» Problem statement
Every line of the material is to be quoted verbatim, minus the pictures.

» Recorded information
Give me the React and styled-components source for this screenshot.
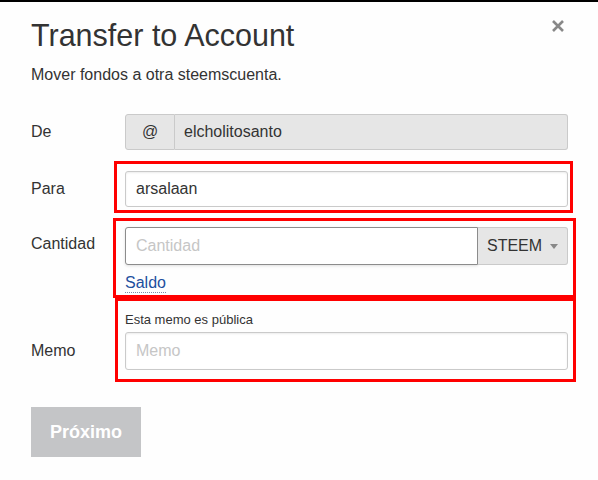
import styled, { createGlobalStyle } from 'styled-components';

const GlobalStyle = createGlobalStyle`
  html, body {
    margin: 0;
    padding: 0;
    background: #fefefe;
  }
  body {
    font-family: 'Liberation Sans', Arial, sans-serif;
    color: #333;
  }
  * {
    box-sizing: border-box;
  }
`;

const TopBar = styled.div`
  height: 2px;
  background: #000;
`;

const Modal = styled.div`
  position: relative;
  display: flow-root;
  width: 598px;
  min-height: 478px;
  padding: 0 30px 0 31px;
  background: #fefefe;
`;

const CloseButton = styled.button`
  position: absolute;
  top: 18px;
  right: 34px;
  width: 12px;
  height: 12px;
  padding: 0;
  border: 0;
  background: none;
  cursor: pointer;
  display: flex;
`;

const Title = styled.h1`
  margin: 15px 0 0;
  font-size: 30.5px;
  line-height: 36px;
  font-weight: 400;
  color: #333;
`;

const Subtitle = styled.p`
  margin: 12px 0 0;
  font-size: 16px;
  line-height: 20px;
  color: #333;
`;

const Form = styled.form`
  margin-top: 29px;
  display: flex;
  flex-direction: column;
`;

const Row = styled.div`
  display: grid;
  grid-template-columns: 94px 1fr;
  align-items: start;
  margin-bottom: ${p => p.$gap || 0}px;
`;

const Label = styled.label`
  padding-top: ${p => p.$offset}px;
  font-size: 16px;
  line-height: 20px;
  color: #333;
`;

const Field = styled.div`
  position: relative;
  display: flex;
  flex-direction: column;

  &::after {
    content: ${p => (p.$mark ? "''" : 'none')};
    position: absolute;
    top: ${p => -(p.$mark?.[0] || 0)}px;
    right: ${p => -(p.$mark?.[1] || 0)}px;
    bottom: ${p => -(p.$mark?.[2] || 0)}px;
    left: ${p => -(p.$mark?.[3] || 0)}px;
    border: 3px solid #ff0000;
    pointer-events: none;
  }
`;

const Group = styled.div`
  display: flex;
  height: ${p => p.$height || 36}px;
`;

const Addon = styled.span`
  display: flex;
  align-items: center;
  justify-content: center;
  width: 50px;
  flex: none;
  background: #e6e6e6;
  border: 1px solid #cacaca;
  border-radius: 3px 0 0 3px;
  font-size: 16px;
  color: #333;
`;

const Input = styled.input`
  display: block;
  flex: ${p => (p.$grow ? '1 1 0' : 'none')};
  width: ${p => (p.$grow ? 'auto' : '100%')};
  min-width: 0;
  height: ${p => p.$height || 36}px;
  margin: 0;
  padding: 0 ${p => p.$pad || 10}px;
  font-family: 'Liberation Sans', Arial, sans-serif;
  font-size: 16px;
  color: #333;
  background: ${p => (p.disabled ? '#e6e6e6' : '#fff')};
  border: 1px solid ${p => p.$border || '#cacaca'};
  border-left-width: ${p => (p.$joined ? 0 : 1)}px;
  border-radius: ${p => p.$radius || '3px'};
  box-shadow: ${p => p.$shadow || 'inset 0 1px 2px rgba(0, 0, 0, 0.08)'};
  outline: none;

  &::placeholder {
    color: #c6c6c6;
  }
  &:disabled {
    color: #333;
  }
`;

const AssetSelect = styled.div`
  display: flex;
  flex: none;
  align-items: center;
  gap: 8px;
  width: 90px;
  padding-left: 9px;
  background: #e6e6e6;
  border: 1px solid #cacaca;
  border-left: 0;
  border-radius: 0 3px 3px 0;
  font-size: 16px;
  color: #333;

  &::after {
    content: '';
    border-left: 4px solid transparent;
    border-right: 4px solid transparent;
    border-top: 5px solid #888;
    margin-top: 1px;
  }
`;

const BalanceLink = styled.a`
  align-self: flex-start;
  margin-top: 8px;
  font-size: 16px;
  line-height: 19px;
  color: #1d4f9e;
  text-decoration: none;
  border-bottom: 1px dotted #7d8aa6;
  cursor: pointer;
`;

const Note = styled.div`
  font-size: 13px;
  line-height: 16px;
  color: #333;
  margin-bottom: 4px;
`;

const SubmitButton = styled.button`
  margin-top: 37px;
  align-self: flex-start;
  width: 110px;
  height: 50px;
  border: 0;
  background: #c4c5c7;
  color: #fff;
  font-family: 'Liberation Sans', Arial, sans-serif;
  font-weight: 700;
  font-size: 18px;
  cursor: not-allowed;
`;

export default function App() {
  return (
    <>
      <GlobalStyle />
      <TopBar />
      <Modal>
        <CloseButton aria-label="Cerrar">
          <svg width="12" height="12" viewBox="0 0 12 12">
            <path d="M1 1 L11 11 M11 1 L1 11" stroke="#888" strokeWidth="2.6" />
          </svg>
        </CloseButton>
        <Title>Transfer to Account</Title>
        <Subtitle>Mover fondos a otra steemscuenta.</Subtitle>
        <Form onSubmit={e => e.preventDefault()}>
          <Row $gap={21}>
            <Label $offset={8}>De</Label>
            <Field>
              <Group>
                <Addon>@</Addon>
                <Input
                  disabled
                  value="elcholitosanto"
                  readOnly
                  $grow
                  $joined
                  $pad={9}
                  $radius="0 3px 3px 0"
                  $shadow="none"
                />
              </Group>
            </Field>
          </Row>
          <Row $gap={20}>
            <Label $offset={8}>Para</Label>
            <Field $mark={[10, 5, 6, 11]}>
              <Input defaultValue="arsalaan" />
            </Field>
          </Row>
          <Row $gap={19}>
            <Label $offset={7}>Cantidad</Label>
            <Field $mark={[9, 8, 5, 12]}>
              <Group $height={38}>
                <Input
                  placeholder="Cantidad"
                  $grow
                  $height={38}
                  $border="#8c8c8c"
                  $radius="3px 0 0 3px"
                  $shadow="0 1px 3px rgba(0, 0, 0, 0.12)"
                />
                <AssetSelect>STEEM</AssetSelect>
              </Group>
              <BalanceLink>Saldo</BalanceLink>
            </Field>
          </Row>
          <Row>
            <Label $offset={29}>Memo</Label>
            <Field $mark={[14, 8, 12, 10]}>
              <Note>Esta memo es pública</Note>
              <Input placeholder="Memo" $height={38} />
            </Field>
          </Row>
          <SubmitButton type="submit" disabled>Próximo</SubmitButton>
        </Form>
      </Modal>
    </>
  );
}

» Exercise result
Give me the React and styled-components source for this screenshot.
import styled, { createGlobalStyle } from 'styled-components';

const GlobalStyle = createGlobalStyle`
  html, body {
    margin: 0;
    padding: 0;
    background: #fefefe;
  }
  body {
    font-family: 'Liberation Sans', Arial, sans-serif;
    color: #333;
  }
  * {
    box-sizing: border-box;
  }
`;

const TopBar = styled.div`
  height: 2px;
  background: #000;
`;

const Modal = styled.div`
  position: relative;
  display: flow-root;
  width: 598px;
  min-height: 478px;
  padding: 0 30px 0 31px;
  background: #fefefe;
`;

const CloseButton = styled.button`
  position: absolute;
  top: 18px;
  right: 34px;
  width: 12px;
  height: 12px;
  padding: 0;
  border: 0;
  background: none;
  cursor: pointer;
  display: flex;
`;

const Title = styled.h1`
  margin: 15px 0 0;
  font-size: 30.5px;
  line-height: 36px;
  font-weight: 400;
  color: #333;
`;

const Subtitle = styled.p`
  margin: 12px 0 0;
  font-size: 16px;
  line-height: 20px;
  color: #333;
`;

const Form = styled.form`
  margin-top: 29px;
  display: flex;
  flex-direction: column;
`;

const Row = styled.div`
  display: grid;
  grid-template-columns: 94px 1fr;
  align-items: start;
  margin-bottom: ${p => p.$gap || 0}px;
`;

const Label = styled.label`
  padding-top: ${p => p.$offset}px;
  font-size: 16px;
  line-height: 20px;
  color: #333;
`;

const Field = styled.div`
  position: relative;
  display: flex;
  flex-direction: column;

  &::after {
    content: ${p => (p.$mark ? "''" : 'none')};
    position: absolute;
    top: ${p => -(p.$mark?.[0] || 0)}px;
    right: ${p => -(p.$mark?.[1] || 0)}px;
    bottom: ${p => -(p.$mark?.[2] || 0)}px;
    left: ${p => -(p.$mark?.[3] || 0)}px;
    border: 3px solid #ff0000;
    pointer-events: none;
  }
`;

const Group = styled.div`
  display: flex;
  height: ${p => p.$height || 36}px;
`;

const Addon = styled.span`
  display: flex;
  align-items: center;
  justify-content: center;
  width: 50px;
  flex: none;
  background: #e6e6e6;
  border: 1px solid #cacaca;
  border-radius: 3px 0 0 3px;
  font-size: 16px;
  color: #333;
`;

const Input = styled.input`
  display: block;
  flex: ${p => (p.$grow ? '1 1 0' : 'none')};
  width: ${p => (p.$grow ? 'auto' : '100%')};
  min-width: 0;
  height: ${p => p.$height || 36}px;
  margin: 0;
  padding: 0 ${p => p.$pad || 10}px;
  font-family: 'Liberation Sans', Arial, sans-serif;
  font-size: 16px;
  color: #333;
  background: ${p => (p.disabled ? '#e6e6e6' : '#fff')};
  border: 1px solid ${p => p.$border || '#cacaca'};
  border-left-width: ${p => (p.$joined ? 0 : 1)}px;
  border-radius: ${p => p.$radius || '3px'};
  box-shadow: ${p => p.$shadow || 'inset 0 1px 2px rgba(0, 0, 0, 0.08)'};
  outline: none;

  &::placeholder {
    color: #c6c6c6;
  }
  &:disabled {
    color: #333;
  }
`;

const AssetSelect = styled.div`
  display: flex;
  flex: none;
  align-items: center;
  gap: 8px;
  width: 90px;
  padding-left: 9px;
  background: #e6e6e6;
  border: 1px solid #cacaca;
  border-left: 0;
  border-radius: 0 3px 3px 0;
  font-size: 16px;
  color: #333;

  &::after {
    content: '';
    border-left: 4px solid transparent;
    border-right: 4px solid transparent;
    border-top: 5px solid #888;
    margin-top: 1px;
  }
`;

const BalanceLink = styled.a`
  align-self: flex-start;
  margin-top: 8px;
  font-size: 16px;
  line-height: 19px;
  color: #1d4f9e;
  text-decoration: none;
  border-bottom: 1px dotted #7d8aa6;
  cursor: pointer;
`;

const Note = styled.div`
  font-size: 13px;
  line-height: 16px;
  color: #333;
  margin-bottom: 4px;
`;

const SubmitButton = styled.button`
  margin-top: 37px;
  align-self: flex-start;
  width: 110px;
  height: 50px;
  border: 0;
  background: #c4c5c7;
  color: #fff;
  font-family: 'Liberation Sans', Arial, sans-serif;
  font-weight: 700;
  font-size: 18px;
  cursor: not-allowed;
`;

export default function App() {
  return (
    <>
      <GlobalStyle />
      <TopBar />
      <Modal>
        <CloseButton aria-label="Cerrar">
          <svg width="12" height="12" viewBox="0 0 12 12">
            <path d="M1 1 L11 11 M11 1 L1 11" stroke="#888" strokeWidth="2.6" />
          </svg>
        </CloseButton>
        <Title>Transfer to Account</Title>
        <Subtitle>Mover fondos a otra steemscuenta.</Subtitle>
        <Form onSubmit={e => e.preventDefault()}>
          <Row $gap={21}>
            <Label $offset={8}>De</Label>
            <Field>
              <Group>
                <Addon>@</Addon>
                <Input
                  disabled
                  value="elcholitosanto"
                  readOnly
                  $grow
                  $joined
                  $pad={9}
                  $radius="0 3px 3px 0"
                  $shadow="none"
                />
              </Group>
            </Field>
          </Row>
          <Row $gap={20}>
            <Label $offset={8}>Para</Label>
            <Field $mark={[10, 5, 6, 11]}>
              <Input defaultValue="arsalaan" />
            </Field>
          </Row>
          <Row $gap={19}>
            <Label $offset={7}>Cantidad</Label>
            <Field $mark={[9, 8, 5, 12]}>
              <Group $height={38}>
                <Input
                  placeholder="Cantidad"
                  $grow
                  $height={38}
                  $border="#8c8c8c"
                  $radius="3px 0 0 3px"
                  $shadow="0 1px 3px rgba(0, 0, 0, 0.12)"
                />
                <AssetSelect>STEEM</AssetSelect>
              </Group>
              <BalanceLink>Saldo</BalanceLink>
            </Field>
          </Row>
          <Row>
            <Label $offset={29}>Memo</Label>
            <Field $mark={[14, 8, 12, 10]}>
              <Note>Esta memo es pública</Note>
              <Input placeholder="Memo" $height={38} />
            </Field>
          </Row>
          <SubmitButton type="submit" disabled>Próximo</SubmitButton>
        </Form>
      </Modal>
    </>
  );
}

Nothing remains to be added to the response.